Dataset excerpt:
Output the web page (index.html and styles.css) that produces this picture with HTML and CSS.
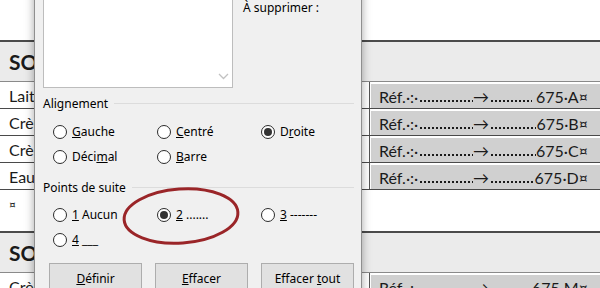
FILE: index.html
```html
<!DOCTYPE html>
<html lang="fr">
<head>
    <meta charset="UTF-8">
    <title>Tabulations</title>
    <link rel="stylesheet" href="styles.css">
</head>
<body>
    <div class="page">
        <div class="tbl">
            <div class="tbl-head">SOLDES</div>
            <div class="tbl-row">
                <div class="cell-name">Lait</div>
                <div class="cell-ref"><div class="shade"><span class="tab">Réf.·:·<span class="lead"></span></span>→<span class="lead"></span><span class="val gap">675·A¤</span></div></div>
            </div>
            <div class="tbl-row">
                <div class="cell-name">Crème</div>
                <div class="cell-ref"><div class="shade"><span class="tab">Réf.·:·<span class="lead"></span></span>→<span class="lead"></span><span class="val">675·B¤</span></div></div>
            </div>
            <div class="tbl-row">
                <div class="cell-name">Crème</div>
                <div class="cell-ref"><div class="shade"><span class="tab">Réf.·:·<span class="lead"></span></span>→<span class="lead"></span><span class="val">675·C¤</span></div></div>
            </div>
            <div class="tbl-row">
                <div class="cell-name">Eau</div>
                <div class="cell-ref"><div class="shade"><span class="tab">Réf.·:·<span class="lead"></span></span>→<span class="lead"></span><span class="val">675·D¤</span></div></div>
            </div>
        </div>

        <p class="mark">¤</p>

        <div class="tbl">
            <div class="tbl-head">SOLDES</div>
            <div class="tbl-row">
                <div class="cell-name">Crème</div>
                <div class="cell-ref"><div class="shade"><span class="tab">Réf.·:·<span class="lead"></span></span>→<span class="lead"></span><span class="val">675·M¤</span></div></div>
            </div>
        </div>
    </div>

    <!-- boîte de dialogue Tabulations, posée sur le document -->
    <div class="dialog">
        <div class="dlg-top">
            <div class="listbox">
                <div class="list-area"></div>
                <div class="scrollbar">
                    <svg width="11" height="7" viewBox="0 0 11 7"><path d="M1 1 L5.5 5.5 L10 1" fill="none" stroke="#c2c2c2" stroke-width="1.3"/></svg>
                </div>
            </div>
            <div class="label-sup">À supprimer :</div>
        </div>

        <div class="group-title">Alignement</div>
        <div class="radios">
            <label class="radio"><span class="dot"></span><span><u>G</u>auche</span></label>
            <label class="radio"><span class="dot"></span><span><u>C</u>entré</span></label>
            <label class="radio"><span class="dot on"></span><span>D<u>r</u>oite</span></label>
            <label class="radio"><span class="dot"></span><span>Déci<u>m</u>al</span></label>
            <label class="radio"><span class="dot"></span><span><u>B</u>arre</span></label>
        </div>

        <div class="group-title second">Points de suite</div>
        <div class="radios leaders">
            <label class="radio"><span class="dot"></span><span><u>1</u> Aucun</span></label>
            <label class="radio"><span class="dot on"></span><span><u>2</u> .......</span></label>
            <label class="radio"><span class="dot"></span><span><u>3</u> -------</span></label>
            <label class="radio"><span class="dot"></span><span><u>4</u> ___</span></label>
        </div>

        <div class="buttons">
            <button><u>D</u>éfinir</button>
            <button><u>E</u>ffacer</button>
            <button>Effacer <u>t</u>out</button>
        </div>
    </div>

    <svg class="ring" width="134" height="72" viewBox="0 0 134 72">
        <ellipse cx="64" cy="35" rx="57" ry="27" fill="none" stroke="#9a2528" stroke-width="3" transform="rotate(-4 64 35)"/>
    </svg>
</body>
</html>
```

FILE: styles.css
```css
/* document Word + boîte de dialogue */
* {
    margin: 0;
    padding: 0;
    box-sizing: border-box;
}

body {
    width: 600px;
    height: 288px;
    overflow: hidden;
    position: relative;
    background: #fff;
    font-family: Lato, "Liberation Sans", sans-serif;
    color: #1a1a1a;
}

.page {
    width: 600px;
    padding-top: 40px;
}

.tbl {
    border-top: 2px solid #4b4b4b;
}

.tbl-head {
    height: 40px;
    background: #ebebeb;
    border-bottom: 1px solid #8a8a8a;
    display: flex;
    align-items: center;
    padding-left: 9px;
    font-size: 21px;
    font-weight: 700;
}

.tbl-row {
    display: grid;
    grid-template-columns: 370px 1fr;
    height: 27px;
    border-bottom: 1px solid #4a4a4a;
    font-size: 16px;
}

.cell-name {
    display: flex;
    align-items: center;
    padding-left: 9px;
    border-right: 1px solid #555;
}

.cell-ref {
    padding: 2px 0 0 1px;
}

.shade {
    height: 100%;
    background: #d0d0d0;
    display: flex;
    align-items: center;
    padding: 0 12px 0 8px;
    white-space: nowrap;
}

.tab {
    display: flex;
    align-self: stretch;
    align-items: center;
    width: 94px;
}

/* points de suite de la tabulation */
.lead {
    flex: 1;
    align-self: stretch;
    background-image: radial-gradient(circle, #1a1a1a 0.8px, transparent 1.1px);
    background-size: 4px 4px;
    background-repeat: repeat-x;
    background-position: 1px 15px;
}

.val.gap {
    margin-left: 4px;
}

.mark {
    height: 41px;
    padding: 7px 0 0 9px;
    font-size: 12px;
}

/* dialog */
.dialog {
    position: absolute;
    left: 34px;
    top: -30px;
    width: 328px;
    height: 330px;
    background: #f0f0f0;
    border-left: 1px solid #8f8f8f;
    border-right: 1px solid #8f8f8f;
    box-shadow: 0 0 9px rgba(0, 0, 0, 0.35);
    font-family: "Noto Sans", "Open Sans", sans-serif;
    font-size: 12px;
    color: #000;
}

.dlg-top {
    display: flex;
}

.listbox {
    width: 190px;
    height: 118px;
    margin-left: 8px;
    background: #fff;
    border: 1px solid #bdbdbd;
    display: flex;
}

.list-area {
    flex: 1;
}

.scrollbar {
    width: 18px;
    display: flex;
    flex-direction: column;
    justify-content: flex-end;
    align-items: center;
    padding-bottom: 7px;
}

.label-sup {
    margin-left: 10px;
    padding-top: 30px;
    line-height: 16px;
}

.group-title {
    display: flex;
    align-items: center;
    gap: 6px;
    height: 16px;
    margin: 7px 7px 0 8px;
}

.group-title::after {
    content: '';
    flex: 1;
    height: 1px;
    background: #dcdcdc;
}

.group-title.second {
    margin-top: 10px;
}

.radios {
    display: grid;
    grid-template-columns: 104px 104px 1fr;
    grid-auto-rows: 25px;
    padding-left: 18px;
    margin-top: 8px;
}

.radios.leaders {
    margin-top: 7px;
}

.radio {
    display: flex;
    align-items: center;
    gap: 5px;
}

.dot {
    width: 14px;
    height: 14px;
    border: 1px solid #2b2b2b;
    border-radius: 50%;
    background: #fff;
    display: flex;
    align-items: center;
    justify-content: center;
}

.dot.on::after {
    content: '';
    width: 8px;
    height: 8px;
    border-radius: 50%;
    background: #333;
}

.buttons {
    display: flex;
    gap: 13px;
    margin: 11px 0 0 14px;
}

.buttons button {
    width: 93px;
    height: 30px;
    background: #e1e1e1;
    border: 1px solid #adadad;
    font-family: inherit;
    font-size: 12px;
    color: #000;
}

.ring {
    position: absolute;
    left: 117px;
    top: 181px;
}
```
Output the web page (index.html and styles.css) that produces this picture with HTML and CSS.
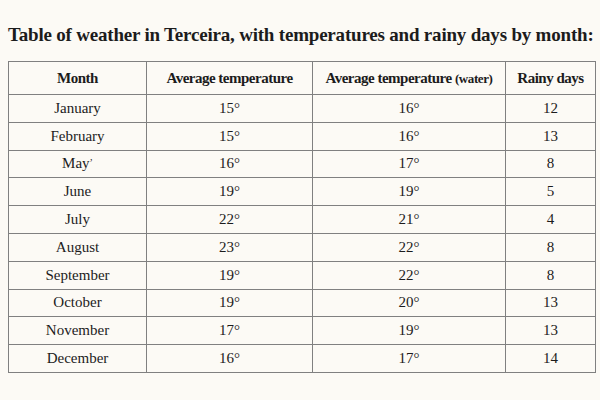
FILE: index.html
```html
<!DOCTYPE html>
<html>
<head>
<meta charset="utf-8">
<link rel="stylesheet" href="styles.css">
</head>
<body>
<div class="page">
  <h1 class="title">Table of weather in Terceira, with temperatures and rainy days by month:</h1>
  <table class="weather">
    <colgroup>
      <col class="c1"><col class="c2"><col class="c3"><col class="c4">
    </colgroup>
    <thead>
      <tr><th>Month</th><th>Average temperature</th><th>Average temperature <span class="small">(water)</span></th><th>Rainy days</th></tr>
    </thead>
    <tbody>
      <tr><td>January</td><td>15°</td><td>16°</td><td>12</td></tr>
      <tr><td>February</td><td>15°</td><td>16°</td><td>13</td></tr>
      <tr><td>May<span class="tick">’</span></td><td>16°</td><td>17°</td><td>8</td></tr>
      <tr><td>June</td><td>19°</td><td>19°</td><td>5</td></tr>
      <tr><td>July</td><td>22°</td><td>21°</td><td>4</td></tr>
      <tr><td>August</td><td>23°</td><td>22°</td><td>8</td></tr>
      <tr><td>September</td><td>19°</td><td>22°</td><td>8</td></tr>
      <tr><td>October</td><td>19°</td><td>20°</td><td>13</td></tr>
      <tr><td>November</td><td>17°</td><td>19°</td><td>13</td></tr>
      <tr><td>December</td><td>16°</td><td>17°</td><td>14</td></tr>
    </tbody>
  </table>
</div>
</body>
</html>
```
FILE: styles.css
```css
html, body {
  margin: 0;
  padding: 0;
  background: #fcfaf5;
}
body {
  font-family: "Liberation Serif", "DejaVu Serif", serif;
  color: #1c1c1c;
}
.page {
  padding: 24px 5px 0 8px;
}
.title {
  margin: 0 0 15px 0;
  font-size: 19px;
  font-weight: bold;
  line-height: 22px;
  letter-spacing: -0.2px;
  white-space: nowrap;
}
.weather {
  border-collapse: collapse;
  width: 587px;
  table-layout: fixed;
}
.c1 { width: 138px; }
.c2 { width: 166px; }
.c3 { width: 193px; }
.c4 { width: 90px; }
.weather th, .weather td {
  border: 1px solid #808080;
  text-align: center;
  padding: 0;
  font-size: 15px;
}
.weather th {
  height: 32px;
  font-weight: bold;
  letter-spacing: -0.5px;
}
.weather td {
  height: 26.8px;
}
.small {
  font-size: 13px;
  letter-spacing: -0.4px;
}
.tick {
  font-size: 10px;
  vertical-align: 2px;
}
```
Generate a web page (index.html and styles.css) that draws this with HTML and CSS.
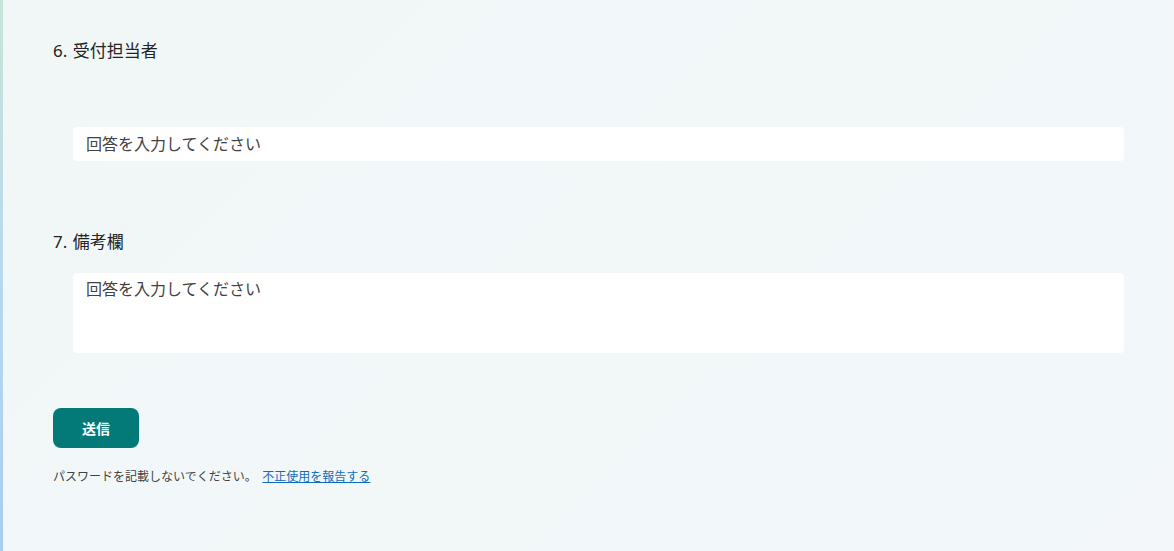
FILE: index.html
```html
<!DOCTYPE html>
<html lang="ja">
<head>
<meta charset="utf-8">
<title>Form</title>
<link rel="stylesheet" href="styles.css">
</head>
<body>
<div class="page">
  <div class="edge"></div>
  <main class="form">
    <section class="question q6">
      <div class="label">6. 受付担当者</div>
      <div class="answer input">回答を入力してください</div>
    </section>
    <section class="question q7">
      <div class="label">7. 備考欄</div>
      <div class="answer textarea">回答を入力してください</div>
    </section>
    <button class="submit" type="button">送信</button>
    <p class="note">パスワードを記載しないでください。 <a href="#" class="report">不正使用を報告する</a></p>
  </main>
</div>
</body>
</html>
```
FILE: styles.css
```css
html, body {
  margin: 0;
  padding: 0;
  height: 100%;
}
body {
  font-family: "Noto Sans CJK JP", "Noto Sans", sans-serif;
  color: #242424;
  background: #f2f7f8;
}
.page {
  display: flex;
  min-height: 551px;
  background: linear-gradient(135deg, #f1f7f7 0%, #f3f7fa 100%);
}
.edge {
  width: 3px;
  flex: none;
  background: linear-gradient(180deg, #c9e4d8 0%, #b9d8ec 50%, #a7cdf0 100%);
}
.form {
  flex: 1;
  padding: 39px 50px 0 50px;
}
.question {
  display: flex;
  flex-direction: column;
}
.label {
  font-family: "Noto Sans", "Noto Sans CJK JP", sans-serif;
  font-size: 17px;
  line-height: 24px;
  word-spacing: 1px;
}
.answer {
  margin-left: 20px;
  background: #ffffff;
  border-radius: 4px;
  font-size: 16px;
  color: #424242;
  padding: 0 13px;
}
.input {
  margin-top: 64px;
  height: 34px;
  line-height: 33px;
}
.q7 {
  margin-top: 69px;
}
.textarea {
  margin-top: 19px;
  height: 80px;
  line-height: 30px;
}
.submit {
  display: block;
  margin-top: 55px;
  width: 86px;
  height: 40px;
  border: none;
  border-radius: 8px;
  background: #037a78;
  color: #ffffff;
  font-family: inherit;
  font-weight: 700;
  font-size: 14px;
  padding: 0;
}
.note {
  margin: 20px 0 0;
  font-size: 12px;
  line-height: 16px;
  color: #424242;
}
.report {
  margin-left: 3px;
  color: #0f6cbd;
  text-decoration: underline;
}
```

* **TASK OBJECTIVE**: Reproduce the lines from the line with "Generate a web" through the last line of the entries exactly, including both ends and excluding pictures.

* **EXERCISE ANSWER**:
Generate a web page (index.html and styles.css) that draws this with HTML and CSS.
FILE: index.html
```html
<!DOCTYPE html>
<html lang="ja">
<head>
<meta charset="utf-8">
<title>Form</title>
<link rel="stylesheet" href="styles.css">
</head>
<body>
<div class="page">
  <div class="edge"></div>
  <main class="form">
    <section class="question q6">
      <div class="label">6. 受付担当者</div>
      <div class="answer input">回答を入力してください</div>
    </section>
    <section class="question q7">
      <div class="label">7. 備考欄</div>
      <div class="answer textarea">回答を入力してください</div>
    </section>
    <button class="submit" type="button">送信</button>
    <p class="note">パスワードを記載しないでください。 <a href="#" class="report">不正使用を報告する</a></p>
  </main>
</div>
</body>
</html>
```
FILE: styles.css
```css
html, body {
  margin: 0;
  padding: 0;
  height: 100%;
}
body {
  font-family: "Noto Sans CJK JP", "Noto Sans", sans-serif;
  color: #242424;
  background: #f2f7f8;
}
.page {
  display: flex;
  min-height: 551px;
  background: linear-gradient(135deg, #f1f7f7 0%, #f3f7fa 100%);
}
.edge {
  width: 3px;
  flex: none;
  background: linear-gradient(180deg, #c9e4d8 0%, #b9d8ec 50%, #a7cdf0 100%);
}
.form {
  flex: 1;
  padding: 39px 50px 0 50px;
}
.question {
  display: flex;
  flex-direction: column;
}
.label {
  font-family: "Noto Sans", "Noto Sans CJK JP", sans-serif;
  font-size: 17px;
  line-height: 24px;
  word-spacing: 1px;
}
.answer {
  margin-left: 20px;
  background: #ffffff;
  border-radius: 4px;
  font-size: 16px;
  color: #424242;
  padding: 0 13px;
}
.input {
  margin-top: 64px;
  height: 34px;
  line-height: 33px;
}
.q7 {
  margin-top: 69px;
}
.textarea {
  margin-top: 19px;
  height: 80px;
  line-height: 30px;
}
.submit {
  display: block;
  margin-top: 55px;
  width: 86px;
  height: 40px;
  border: none;
  border-radius: 8px;
  background: #037a78;
  color: #ffffff;
  font-family: inherit;
  font-weight: 700;
  font-size: 14px;
  padding: 0;
}
.note {
  margin: 20px 0 0;
  font-size: 12px;
  line-height: 16px;
  color: #424242;
}
.report {
  margin-left: 3px;
  color: #0f6cbd;
  text-decoration: underline;
}
```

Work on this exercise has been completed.